After the beginning of the year, resolutions abound.  Lose weight.  Exercise daily.  Eat vegetables.  Carpool daily.  Try harder.  Be better.  Move faster.  It is exhausting, right?  And for the record, just how long do those newly minted resolutions last?  Do they live to see the Ides of March?  Perhaps they get the chance to revel in President’s Day weekend before fizzling?  End of the month?  End of the week?  Or are they scraped before the ink has dried on the paper?

This year, I am trying something new.  Rather than burden myself with a laundry list of personal resolutions that end up choking me with guilt, I am turning the resolutions towards another endeavor… my homestead.
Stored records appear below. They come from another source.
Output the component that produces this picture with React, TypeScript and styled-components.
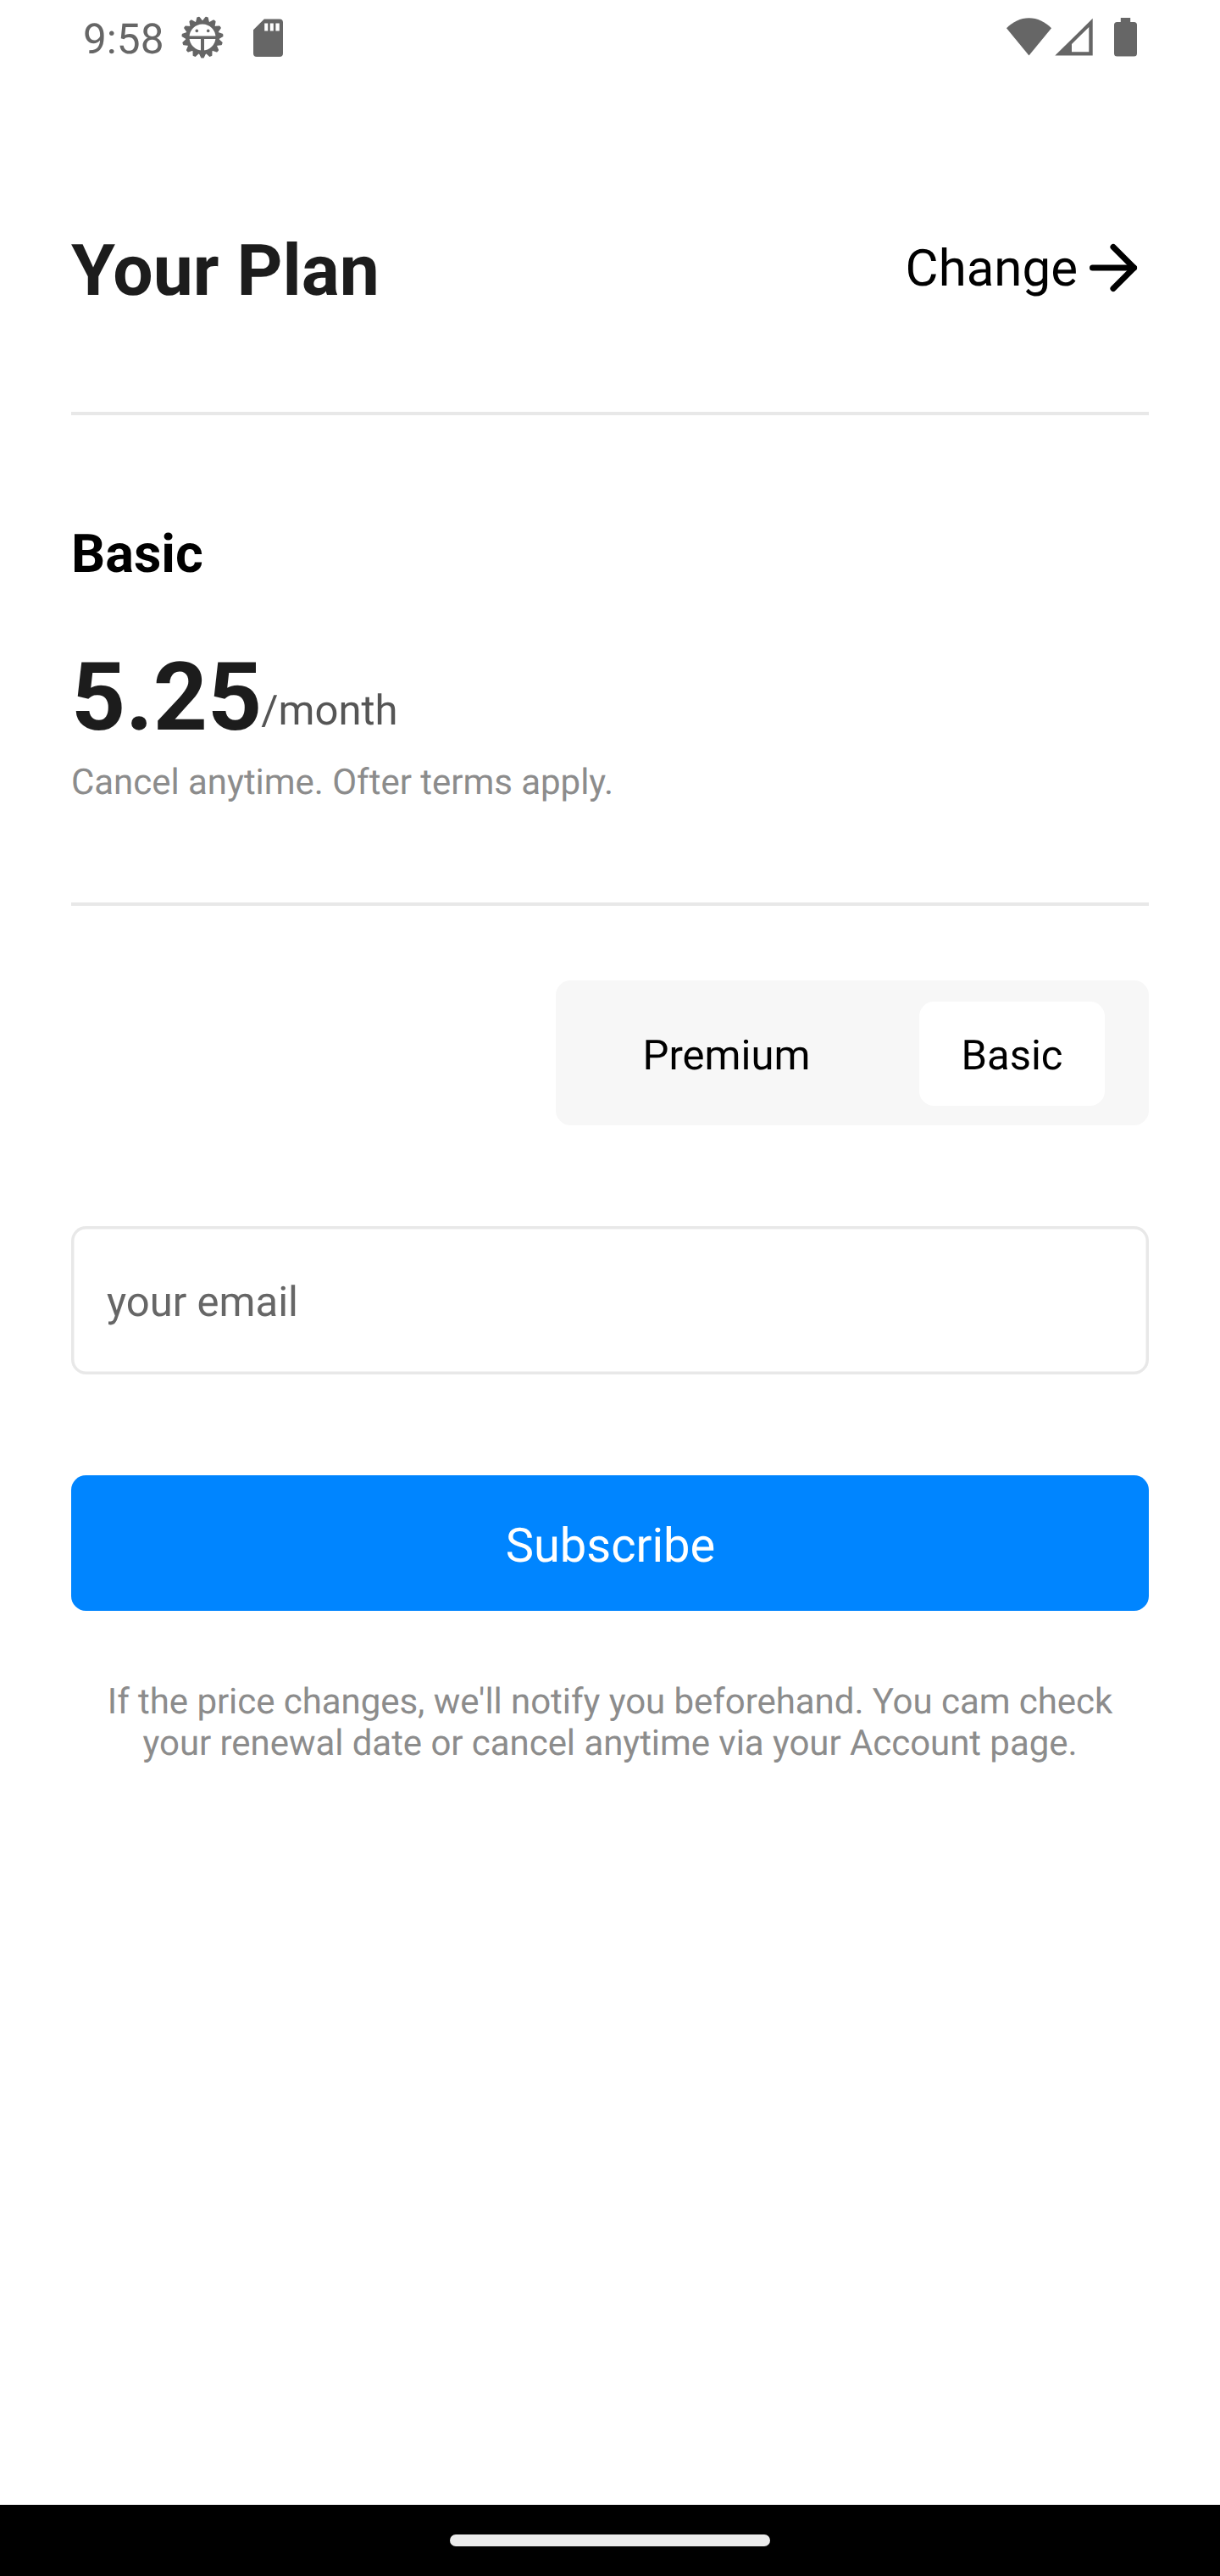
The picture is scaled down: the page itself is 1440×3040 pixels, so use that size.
import React, { useState } from 'react';
import styled, { createGlobalStyle } from 'styled-components';

const GlobalStyle = createGlobalStyle`
  *, *::before, *::after { box-sizing: border-box; }
  body {
    margin: 0;
    background: #ffffff;
    font-family: Roboto, "Liberation Sans", sans-serif;
    text-rendering: geometricPrecision;
  }
  button, input { font-family: inherit; text-rendering: inherit; }
`;

const Screen = styled.div`
  display: flex;
  flex-direction: column;
  width: 1440px;
  height: 3040px;
  background: #ffffff;
  color: #000000;
`;

const StatusBar = styled.header`
  display: flex;
  align-items: center;
  justify-content: space-between;
  height: 88px;
  padding: 0 98px;
  color: #666666;
`;

const StatusGroup = styled.div`
  display: flex;
  align-items: center;
`;

const Clock = styled.span`
  width: 116px;
  padding-top: 6px;
  font-size: 49.5px;
  line-height: 58px;
`;

const StatusIcon = styled.svg<{ $gap?: number }>`
  display: block;
  flex: none;
  margin-left: ${({ $gap = 0 }) => $gap}px;
  fill: currentColor;
`;

const Content = styled.main`
  display: flex;
  flex: 1;
  flex-direction: column;
  padding: 181px 84px 0;
`;

const TitleRow = styled.div`
  display: flex;
  align-items: center;
  justify-content: space-between;
  height: 100px;
`;

const Title = styled.h1`
  margin: 0;
  padding-top: 2px;
  color: #1c1c1c;
  font-size: 84px;
  font-weight: 700;
  line-height: 100px;
`;

const ChangeButton = styled.button`
  display: flex;
  align-items: center;
  height: 84px;
  margin-bottom: 7px;
  padding: 0;
  border: 0;
  background: none;
  color: #000000;
  font-size: 60px;
  line-height: 70px;
`;

const ChangeLabel = styled.span`
  padding-top: 2px;
`;

const Divider = styled.hr<{ $top: number }>`
  width: 100%;
  height: 4px;
  margin: ${({ $top }) => $top}px 0 0;
  border: 0;
  background: #e8e8e8;
`;

const Plan = styled.section`
  display: flex;
  flex-direction: column;
  padding-top: 128px;
`;

const PlanName = styled.h2`
  margin: 0;
  font-size: 63px;
  font-weight: 700;
  line-height: 74px;
`;

const PriceRow = styled.div`
  display: flex;
  align-items: flex-end;
  margin-top: 66px;
`;

const Price = styled.span`
  color: #1c1c1c;
  font-size: 112px;
  font-weight: 700;
  line-height: 132px;
`;

const Period = styled.span`
  margin-left: -1px;
  padding-bottom: 22px;
  color: #555555;
  font-size: 49px;
  line-height: 58px;
`;

const Terms = styled.p`
  margin: 9px 0 0;
  color: #8c8c8c;
  font-size: 42px;
  letter-spacing: -0.03px;
  line-height: 49px;
`;

const Segmented = styled.div`
  display: flex;
  align-items: center;
  align-self: flex-end;
  justify-content: space-between;
  width: 700px;
  height: 171px;
  margin-top: 88px;
  padding: 0 52px 0 53px;
  border-radius: 17.5px;
  background: #f7f7f7;
`;

const Segment = styled.button<{ $active: boolean }>`
  height: 123px;
  margin-top: 2px;
  padding: 5px 49.5px 0;
  border: 0;
  border-radius: 17.5px;
  background: ${({ $active }) => ($active ? '#ffffff' : 'transparent')};
  color: #000000;
  font-size: 49px;
  line-height: 58px;
`;

const EmailInput = styled.input`
  width: 100%;
  height: 175px;
  margin-top: 119px;
  padding: 4px 42px 0;
  border: 0;
  border-radius: 17.5px;
  outline: 0;
  background: #ffffff;
  box-shadow: inset 0 0 0 3.5px #e8e8e8;
  color: #000000;
  font-size: 49px;

  &::placeholder {
    color: #666666;
    opacity: 1;
  }
`;

const SubscribeButton = styled.button`
  height: 160px;
  margin-top: 119px;
  padding: 6px 0 0 1px;
  border: 0;
  border-radius: 17.5px;
  background: #0085ff;
  color: #ffffff;
  font-size: 56px;
  line-height: 66px;
`;

const Note = styled.p`
  margin: 83px 0 0;
  color: #8c8c8c;
  font-size: 42px;
  letter-spacing: -0.055px;
  line-height: 49px;
  text-align: center;
`;

const NavigationBar = styled.footer`
  display: flex;
  justify-content: center;
  height: 84px;
  padding-top: 35px;
  background: #000000;
`;

const HomeHandle = styled.div`
  width: 378px;
  height: 14px;
  border-radius: 7px;
  background: #ebebeb;
`;

const TOOTH_COUNT = 15;
const teeth = Array.from({ length: TOOTH_COUNT }, (_, i) => 180 + (i * 360) / TOOTH_COUNT);

const BugGearIcon = () => (
  <StatusIcon width="50" height="50" viewBox="-25 -25 50 50">
    {teeth.map((angle) => (
      <path
        key={angle}
        d="M-3.6 -18 L-1 -23.6 H1 L3.6 -18 Z"
        stroke="currentColor"
        strokeWidth="1.8"
        strokeLinejoin="round"
        transform={`rotate(${angle})`}
      />
    ))}
    <circle r="17.6" fill="none" stroke="currentColor" strokeWidth="4.2" />
    <path d="M-17 -1.5 H17 V2.1 H2 V18 H-2 V2.1 H-17 Z" />
    <circle cx="-6.7" cy="-7.6" r="1.8" />
    <circle cx="6.7" cy="-7.6" r="1.8" />
  </StatusIcon>
);

const SdCardIcon = () => (
  <StatusIcon $gap={35} width="35" height="45" viewBox="0 -0.5 35 45">
    <path
      fillRule="evenodd"
      d="M12.8 0 H31 Q35 0 35 4 V40.5 Q35 44.5 31 44.5 H4 Q0 44.5 0 40.5 V12.8 Z M13.2 5 V14 H17.2 V5 Z M19.8 5 V14 H23.8 V5 Z M26.4 5 V14 H30.8 V5 Z"
    />
  </StatusIcon>
);

const WifiIcon = () => (
  <StatusIcon width="53" height="46" viewBox="0 0 53 46">
    <path d="M26.5 44.4 L0 12.3 C7.5 4.6 16.5 0.2 26.5 0.2 S45.5 4.6 53 12.3 Z" />
  </StatusIcon>
);

const SignalIcon = () => (
  <StatusIcon $gap={4} width="45" height="46" viewBox="0 0 45 46">
    <path fillRule="evenodd" d="M0.3 44.5 L44.7 0.8 V44.5 Z M20 40.3 H40.3 V11 L20 31 Z" />
  </StatusIcon>
);

const BatteryIcon = () => (
  <StatusIcon $gap={25} width="27" height="46" viewBox="0 0 27 46">
    <path d="M7.8 0 H19.2 V5 H23.5 Q27 5 27 8.5 V42 Q27 45.5 23.5 45.5 H3.5 Q0 45.5 0 42 V8.5 Q0 5 3.5 5 H7.8 Z" />
  </StatusIcon>
);

const ArrowRightIcon = () => (
  <svg
    width="84"
    height="84"
    viewBox="0 0 24 24"
    fill="none"
    stroke="currentColor"
    strokeWidth="2"
    strokeLinecap="round"
    strokeLinejoin="round"
  >
    <path d="M5 12h14" />
    <path d="M12 5l7 7-7 7" />
  </svg>
);

const PLANS = ['Premium', 'Basic'];

export default function App() {
  const [plan, setPlan] = useState('Basic');

  return (
    <>
      <GlobalStyle />
      <Screen>
        <StatusBar>
          <StatusGroup>
            <Clock>9:58</Clock>
            <BugGearIcon />
            <SdCardIcon />
          </StatusGroup>
          <StatusGroup>
            <WifiIcon />
            <SignalIcon />
            <BatteryIcon />
          </StatusGroup>
        </StatusBar>
        <Content>
          <TitleRow>
            <Title>Your Plan</Title>
            <ChangeButton type="button">
              <ChangeLabel>Change</ChangeLabel>
              <ArrowRightIcon />
            </ChangeButton>
          </TitleRow>
          <Divider $top={117} />
          <Plan>
            <PlanName>{plan}</PlanName>
            <PriceRow>
              <Price>5.25</Price>
              <Period>/month</Period>
            </PriceRow>
            <Terms>Cancel anytime. Ofter terms apply.</Terms>
          </Plan>
          <Divider $top={117} />
          <Segmented>
            {PLANS.map((name) => (
              <Segment key={name} type="button" $active={name === plan} onClick={() => setPlan(name)}>
                {name}
              </Segment>
            ))}
          </Segmented>
          <EmailInput type="email" placeholder="your email" />
          <SubscribeButton type="button">Subscribe</SubscribeButton>
          <Note>
            If the price changes, we'll notify you beforehand. You cam check
            <br />
            your renewal date or cancel anytime via your Account page.
          </Note>
        </Content>
        <NavigationBar>
          <HomeHandle />
        </NavigationBar>
      </Screen>
    </>
  );
}
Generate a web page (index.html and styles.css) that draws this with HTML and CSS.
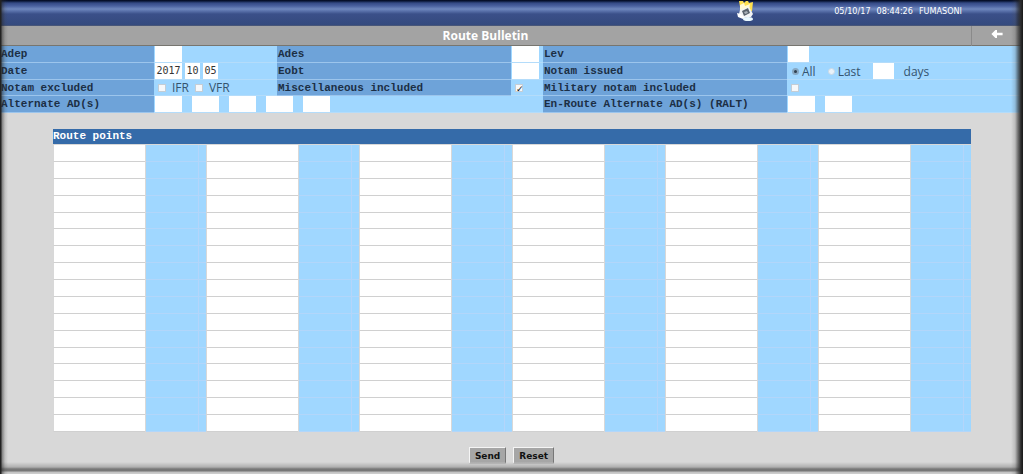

What better benefactor of my good intentions than the homestead?  In my mind, resolutions is just another word for goals.  And goals my friends, are attainable.

25 New Year Homestead Resolutions

  1. Order seed in a timely fashion – before my preferred varieties are out of stock
  2. Organize my seed inventory – a spreadsheet is a wonderful way to keep track of such things
  3. Start seeds when appropriate – for example, tomatoes are best started at the end of February for my zone
  4. Apply compost to the garden BEFORE planting

    working the tomato bed

    working the tomato bed

  5. Get straw bales from local feed store in March – so they can be used to mulch the garden beds
  6. Set out the ‘walls of water’ in March – this allows an early start on warm season crops such as peppers, eggplants, and tomatoes
  7. Plant oldest seed first
  8. Price out and purchase metal tubing for low tunnels
  9. Send oldest hens to ‘freezer camp’ by March

    backyard chicken

    backyard chicken

  10. Hang yellow jacket traps on first 50F day in late March or early April
  11. Sharpen garden tools, such as hoe before first use of the season
  12. Install french doors on garden shed (with help of husband) before the heat of summer sets in
  13. Harvest garlic scapes before they become tough and fibrous
  14. Eat food from the freezer so it will be ready to hold the summer’s bounty
  15. Actually harvest horseradish this year rather than talk about harvesting horseradish
  16. Bake homemade bread at least once every two weeks – this includes homemade English Muffins and biscuits
  17. Remember to do succession planting after initial harvests
  18. Hang laundry on clothes lines – skip the dryer this spring and summer

    mended and line-dried laundry

    mended and line-dried laundry

  19. Do small batch fermenting (quart size) at least once per month
  20. Make my first aged cheddar cheese
  21. Begin summer days gardening
  22. Brew a batch of beer – use last fall’s hop harvest

    screen drying hops

    screen drying hops

  23. Experiment with making different types of sodas
  24. Set up low tunnel in late summer as a season extender
  25. Plant assorted spinach, lettuce, chard, and other greens in tunnel to enjoy throughout winter

Looking at this list, I feel a sense of pride and hope for the year to come.  If I truly do everything on this list, our modest urban homestead will thrive.    We will have fresh smelling laundry.  There will be an ample harvest of fresh produce.  Old hens will make way for new chicks.  French doors will allow natural light in the garden shed.  Homemade beverages will be at our fingertips.

Whether I call them resolutions or goals, I resolve to see this list through completion.  Looks like this year is off to a promising start.